In order to live in love, in order to abide in love, we need to not only learn to understand one another, but we need to learn how to be intimate with one another on our own terms, in order for our joy to be complete. 

We need both the maternal, feminine, “face-to-face” love, as well as the paternal, masculine, “side-by-side” love, in order to know God’s love.  We need to both experience this love, as well as, be agents who share these kinds of love.  It is in the balance of the face-to-face and the side-by-side intimacy that we who follow Jesus Christ, we who know him, and we who proclaim him as the savior and redeemer of the world can obey the commandments.  It is in the love of God—both Motherly and Fatherly love—that we come to know that we are chosen. 

In this life we can only catch glimpses of the love of God through grace and through the intentional observation of the various forms of love which are observed in our culture:  the love of a parent to child, a child to a parent, a teacher to a student, a student to a teacher, a pair of friends, a pair of lovers, a pair of enemies.  Through out scripture we are told time and time again how to maintain proper relationships through the commandments.  The essence of which focuses on the Love of God and the love of one another as the extension of that love.
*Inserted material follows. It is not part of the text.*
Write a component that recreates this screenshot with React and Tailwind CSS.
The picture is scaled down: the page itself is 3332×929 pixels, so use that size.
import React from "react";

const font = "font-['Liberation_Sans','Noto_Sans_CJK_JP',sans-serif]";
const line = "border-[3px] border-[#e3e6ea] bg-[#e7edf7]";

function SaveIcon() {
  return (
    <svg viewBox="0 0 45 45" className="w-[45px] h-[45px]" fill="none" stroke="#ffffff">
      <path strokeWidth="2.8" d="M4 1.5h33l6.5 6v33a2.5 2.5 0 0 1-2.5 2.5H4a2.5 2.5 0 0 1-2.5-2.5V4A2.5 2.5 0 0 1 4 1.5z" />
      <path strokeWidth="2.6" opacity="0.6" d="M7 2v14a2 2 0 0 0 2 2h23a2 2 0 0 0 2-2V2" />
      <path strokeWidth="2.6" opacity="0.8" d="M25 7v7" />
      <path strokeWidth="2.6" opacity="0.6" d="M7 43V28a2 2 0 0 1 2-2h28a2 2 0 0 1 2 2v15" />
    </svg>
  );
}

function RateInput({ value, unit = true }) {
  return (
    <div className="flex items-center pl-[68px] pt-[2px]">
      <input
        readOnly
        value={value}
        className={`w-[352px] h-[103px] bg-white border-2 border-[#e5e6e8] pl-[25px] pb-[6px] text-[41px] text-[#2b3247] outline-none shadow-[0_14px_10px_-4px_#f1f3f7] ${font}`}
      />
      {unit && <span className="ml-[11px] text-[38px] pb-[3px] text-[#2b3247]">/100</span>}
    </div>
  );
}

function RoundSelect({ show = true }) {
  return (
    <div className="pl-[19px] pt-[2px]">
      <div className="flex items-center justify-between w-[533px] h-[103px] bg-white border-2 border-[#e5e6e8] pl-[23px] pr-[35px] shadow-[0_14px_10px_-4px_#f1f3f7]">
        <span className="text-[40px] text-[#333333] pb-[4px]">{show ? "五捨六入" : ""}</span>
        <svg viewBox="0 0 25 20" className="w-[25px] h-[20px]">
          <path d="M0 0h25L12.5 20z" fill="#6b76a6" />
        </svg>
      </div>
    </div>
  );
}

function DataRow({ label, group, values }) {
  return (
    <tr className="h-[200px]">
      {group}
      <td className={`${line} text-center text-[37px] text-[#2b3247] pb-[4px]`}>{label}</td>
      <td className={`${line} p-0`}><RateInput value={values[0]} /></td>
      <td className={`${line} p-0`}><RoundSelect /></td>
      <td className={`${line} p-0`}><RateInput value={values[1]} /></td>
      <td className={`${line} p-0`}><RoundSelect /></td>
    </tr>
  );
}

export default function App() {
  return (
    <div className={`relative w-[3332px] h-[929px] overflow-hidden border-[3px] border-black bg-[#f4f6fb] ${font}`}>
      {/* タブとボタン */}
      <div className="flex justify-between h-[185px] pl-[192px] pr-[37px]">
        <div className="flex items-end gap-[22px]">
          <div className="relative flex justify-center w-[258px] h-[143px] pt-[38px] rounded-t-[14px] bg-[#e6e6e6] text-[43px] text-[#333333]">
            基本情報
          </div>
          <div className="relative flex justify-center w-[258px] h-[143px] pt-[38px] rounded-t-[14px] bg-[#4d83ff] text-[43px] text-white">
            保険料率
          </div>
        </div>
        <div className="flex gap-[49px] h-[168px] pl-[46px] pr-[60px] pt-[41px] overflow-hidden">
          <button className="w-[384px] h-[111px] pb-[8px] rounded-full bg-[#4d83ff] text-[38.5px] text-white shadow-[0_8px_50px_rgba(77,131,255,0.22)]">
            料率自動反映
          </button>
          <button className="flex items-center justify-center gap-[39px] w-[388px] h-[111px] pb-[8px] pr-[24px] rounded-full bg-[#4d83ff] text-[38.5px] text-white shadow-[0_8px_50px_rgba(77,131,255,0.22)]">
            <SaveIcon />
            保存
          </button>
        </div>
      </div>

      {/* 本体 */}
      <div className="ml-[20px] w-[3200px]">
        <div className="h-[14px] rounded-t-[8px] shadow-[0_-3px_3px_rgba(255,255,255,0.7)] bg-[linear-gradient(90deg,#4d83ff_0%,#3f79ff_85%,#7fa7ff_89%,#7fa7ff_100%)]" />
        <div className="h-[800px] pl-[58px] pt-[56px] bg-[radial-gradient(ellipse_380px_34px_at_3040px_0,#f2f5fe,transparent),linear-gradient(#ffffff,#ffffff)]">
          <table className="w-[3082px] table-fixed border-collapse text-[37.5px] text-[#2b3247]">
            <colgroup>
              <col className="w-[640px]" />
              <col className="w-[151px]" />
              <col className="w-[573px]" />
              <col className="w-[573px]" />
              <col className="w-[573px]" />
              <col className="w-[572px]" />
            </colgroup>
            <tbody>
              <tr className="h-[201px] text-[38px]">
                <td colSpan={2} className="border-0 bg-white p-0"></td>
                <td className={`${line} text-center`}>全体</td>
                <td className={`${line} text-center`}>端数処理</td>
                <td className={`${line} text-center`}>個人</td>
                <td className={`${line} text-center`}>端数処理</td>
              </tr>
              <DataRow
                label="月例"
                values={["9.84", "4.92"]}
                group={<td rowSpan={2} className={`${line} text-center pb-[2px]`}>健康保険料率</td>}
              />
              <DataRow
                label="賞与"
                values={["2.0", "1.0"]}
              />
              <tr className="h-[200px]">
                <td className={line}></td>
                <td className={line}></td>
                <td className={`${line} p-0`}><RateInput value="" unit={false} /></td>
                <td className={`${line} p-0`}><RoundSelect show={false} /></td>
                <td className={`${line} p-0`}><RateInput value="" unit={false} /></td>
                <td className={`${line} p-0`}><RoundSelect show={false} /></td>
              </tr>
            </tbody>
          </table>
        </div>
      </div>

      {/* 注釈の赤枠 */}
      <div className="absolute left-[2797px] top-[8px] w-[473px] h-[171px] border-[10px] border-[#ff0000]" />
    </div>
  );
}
So beloved, I invite you to love one another head on, as a mother cares for her children gazing into their eyes and helping them to recognize the nurturing love of God. Also beloved, I invite you to love one another as companions on the way, as a father cares for his children sitting along side raising one another up helping them to know the supportive love of God.  Finally beloved, I invite you to love one another as God loves you, in whatever way you intimately know that without a doubt you are uniquely loved, you are uniquely created, and you are uniquely chosen.  Abide in this love, beloved, live into it, grow into it and know that you have done nothing to earn it, can do nothing to loose it, and all that God asks in return is that you teach others about this infinite merciful and gracious love, and be a companion to one another along the way. 

Abide in love brothers and sisters, because by living into an equal and intimate relationship with God our joy will be complete.